Beginning in the late 1940s and continuing through the early 1950s, Boniche recorded exclusively for Pacific. Released circa 1950, “علاش ما تحبنيش/Pourquoi tu ne m’aimes pas” (Why don’t you love me), a tango which blended French with Arabic, is emblematic of his signature Franco-Arabe sound, which won him fans from Algeria to Morocco (where he toured regularly) and from Morocco to metropolitan France. While a much later version of this song was recorded in the 1990s and released on Boniche’s “Alger Alger,” on the A.P.C. label, this is the first time that the original has been reissued after more than seventy years.

It is perhaps telling that Boniche and other Algerian Jewish artists, French citizens again since 1943, were still assigned to the label’s “oriental” imprint even at mid-century and even as they recorded some songs that were mostly in French. While scholars assume that the Frenchness of Algerian Jews was a settled mattered in the postwar period, if not earlier, it seems that questions still remained given the steadfastness of those like Boniche to indigenous culture and language.

Notes
Label: Pacific
Title: Pourquoi Tu Ne M’aimes Pas / علاش ما تحبنيش
Artist: Lili Boniche
Issue Number: CO 7012
Matrix Number: ST-1482-2
Date of Pressing: c. 1950

Blond Blond – Ghnaït Robert Cohen [Sides 1-2] – Pathé, 1954

In Algerian historiography, the year 1954 looms especially large. Most notably, the date marks the formal start of the Algerian war of independence. That year, it should be mentioned, Algerians had other causes to celebrate and occasions to mark, even if now forgotten. Indeed, two months before fighting broke out in November 1954, a boxer from Annaba in eastern Algeria fought halfway across the globe to become the bantamweight champion of the world and a national hero back home. His name was Robert Cohen.

On September 19, 1954, Cohen, twenty-four years old and standing at 5 feet, 2.5 inches (1.59 m), faced off against a slightly older and slightly taller Thai boxer by the name of Chamroen Songkitrat in Bangkok. The fierce title fight was held before a crowd of some 60,000 and lasted the maximum fifteen rounds. Despite Songkitrat’s homecourt advantage, Cohen would win on decision.[1] In emerging victorious, the young Jew electrified the boxing world, Algeria, and seemingly all of North Africa.

Less than three months after Cohen’s victory, the celebrated Algerian Jewish artist Albert Rouimi, better known by his stage name of Blond Blond, composed and then recorded the celebratory “Ghnaït Robert Cohen” (the Song of Robert Cohen) for Pathé. On what was likely the first boxing record of its kind in the Maghrib, he was accompanied by multi-talented Tunisian Jewish musician Youcef Hedjaj, a vocalist, instrumentalist, and composer who was also a favorite of Louisa Tounsia, Line Monty, and many others.
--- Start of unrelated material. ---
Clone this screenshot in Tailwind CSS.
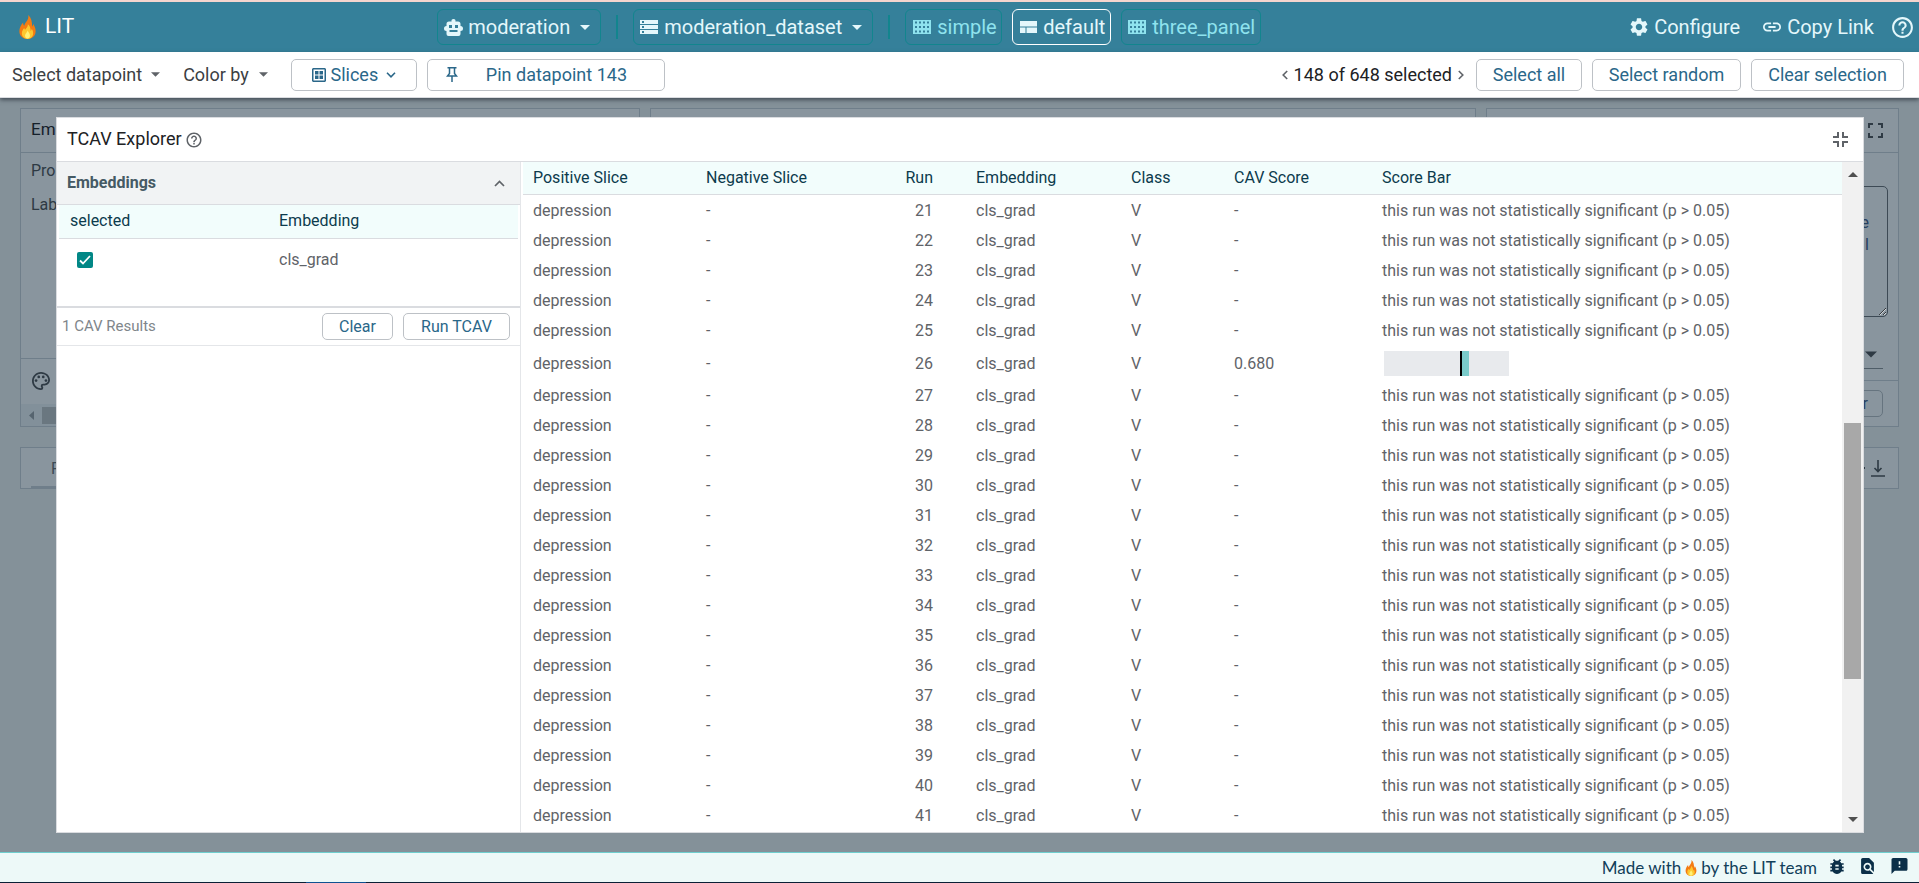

The rousing song about the Algerian Jewish boxer Cohen––curiously listed as a “chant Marocain” (a Moroccan song) on the label––is reminiscent of Saoud l’Oranais’ 1934 football chant “Gheniet U.S.M.O” in structure, melody, and lyrics. The phrase “khalouni nghani” (let me sing), for example, is repeated in both throughout, as is the French word “champion.” At the same time, there are notable differences. Blond Blond, for instance, sang of Cohen’s victory not just as the pride of a certain city, as Saoud l’Oranais did, but as “honoring” all of Algeria and North Africa as well. Of course, the context was also much changed. 1954, the start of the Algerian revolution, was a far cry from 1934 or any other moment in the interwar period. Nonetheless, this record captures certain continuities that existed in parallel to the rapid changes on Algeria’s path to decolonization. In 1954, Algerian Jews––legal French citizens since the end of the nineteenth century––still sang in Arabic and could still be considered part of the national community and even national heroes. In fact, it is noteworthy that Blond Blond recorded “the Song of Robert Cohen” in Arabic. This was a choice. He could have easily done so in French. But in making that choice, Blond Blond made clear his audience: Arabophone Algerian Muslims and the not insignificant number of Algerian Jews who still spoke Arabic. It was for them, it seems, that Cohen’s triumph was especially meaningful.

Notes
Label: Pathé
Title: Ghnaït Robert Cohen (اغنية روبر كوهين)
Artist: Blond Blond
Issue Number: PA 3120
Matrix Number: CPT 11.296; CPT 11.297 / M3-160363; M3-160364
Date of Pressing: end of 1954

[1] Cohen held the title until 1956. He lost to Italian Mario D’Agata on June 29, 1956 in a fight that was recognized as a title match by some institutional bodies but not others. In 1957, Alphonse Halimi, another Algerian Jew, took the title from D’Agata to become bantamweight world champion. It is of interest to note that Cohen and Halimi shared many similarities, in addition to both being Jews. Both were from eastern Algerian (Halimi was from Constantine). Both got their start in swimming. And class was a significant factor for both. Cohen and Halimi, for example, were each one of fourteen children.